Matt,

Please realize that we're circling our wagons around you and giving you support to AID you in becoming unstuck. Yes, some nuggets of wisdom may have wounded you because they struck a deep emotional chord within you. And it appears that you're not liking the process too much. No?

We all are on your side in getting you to a place of forward movement. That is our intent here...I am sure others may share that same view.

Now...on to your posts.

Originally Posted By: Matt
I also see that yes, I'm being "judgmental". Loaded word there, no? I did many things over the years that I wouldn't have because I had made an agreement with this person (that I trusted totally) to be there for her. I made decisions that are now hurting me because I trusted that my W wouldn't just up and leave for ANY reason..I "expected" her to live up to her end of our agreements. Not only that, she is acting in ways that are childish, hurtful to many others not just me and selfish in an extreme way. I find that to be wrong for so many reasons. So, yes, you are right, I'm being judgmental. I think that what she is doing is wrong because she made a pact not just with me but with God on the day we got M and made promises. We both VOWED to God, that we would act in certain ways and she has broken that pact.


I sense that deep in the recess of your being you're really ANGRY with the fact that your dreams having a long marriage with W have been horribly dashed into a million sliver shards lying on the floor. Innocence is lost forever.

Let me share a bit about my thought process right after Ms. Wonka moved out of the marital home. I was a tight ball of RAGE and blamed Ms. Wonka for a long time that she shattered my heart and my dreams along with it. It took me a long, long time to get to the place of compassion and recognizing that Ms. Wonka was really hurt by my MLC chit that she sought refuge elsewhere.

Here I am. I worked my butt off on the forgiveness gift. I did it for ME. I wanted to be free of that simmering, quiet anger that held onto a long list of resentments for shattering my fairy tale. Hey..I was supposed to be the Cinderella who found her Princess and they lived on "happily ever."

When that 'expectation' did not take place as planned, I was shattered and devastated. It took a bunch of people here in DBland to guide me toward the realization that I can either continue to imprison myself or set myself free.

Guess what I did?

Yes. I set myself free through compassion, patience, and empathy for Ms. Wonka coupled with forgiveness.

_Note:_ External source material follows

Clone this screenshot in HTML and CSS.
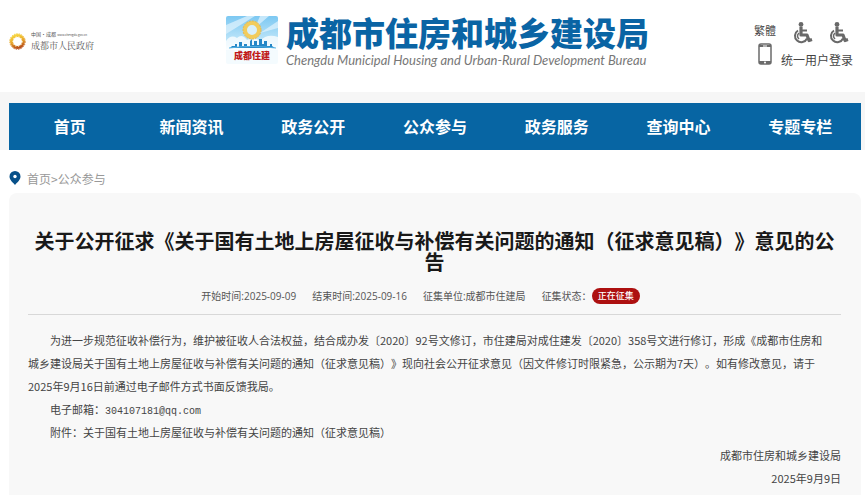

Matt, it is readily apparent that you are not yet at that place. I guess people process their emotions at a difference pace than others.

We want you to get to the place of happiness instead of being mired in resentment and anger. Trust us...it's so much better that way!

Originally Posted By: Matt
At the same time, I also know that she is, like you say, "confused, scared and really stressed out" but she is those things because of her own choices. (OK, I know she didn't choose to be in crisis. She didn't choose to have a MLC but ....) She expects to be able to come through this D without ANY major sacrifice but at the same time expects me to make them in her place. She also "expects" me to still be there and take care of her D14 even when she has custody. OK, so she is not in her "right mind". Well, at times I really start to think "Maybe this is who she is". Maybe I was just blind to the truth and was used for all this time and as soon as she saw a way to still get what she wants from me but not have to do anything she figured "why not?".


^^ That's a lot of mind reading, Matt. You just DON'T know what W is thinking unless you ask her DIRECTLY. You really don't have a choice in how W behaves. It is within her realm of responsibility. Consequences are not taught by the LBS but "Life" or Lady Karma will do the work on the WAS...especially the MLCer.

Step back and let Lady Karma do her work on W. It's not your job, Matt.

Originally Posted By: Matt
I think that what happens is when I feel like she is being punitive in the D settlement or acts out, I start to lose any empathy about the fact that she is in a crisis that she didn't ask for. What I need to work on is this more than anything else. I am so tired of the struggle and I just am having trouble seeing what my W is doing as anything but her choosing to be hurtful. Doing it "too" me. Being purposely hurtful. I'm supposed to "respect" her choices but at the same time see that she isn't doing theses things to hurt others, or even stop because she should see that is what is happening? I'm having a hard time with that.


Your W thinks of herself as a separated woman and a single person. So she acts accordingly. She's not being punitive when she's instructed her lawyers to draft up a document asking for the Moon knowing that it will ensue negotiations between the two of you until a final agreement has been hashed out. That is what the v. is for between the parties.

W DOES NOT want to stay married to you at all. There's no way around it. That's the irrefutable fact that you must accept or continue staying stuck. It's your choice.

Matt, I lost my beautiful marital home, furnishings, and split monies with Ms. Wonka. It was a freakin' painful process for me (and many DBers here as well).

Guess what? I survived it all! cool

Still standing on my own two feet with a hot girl and acquired some really neat interests such as taking up golf!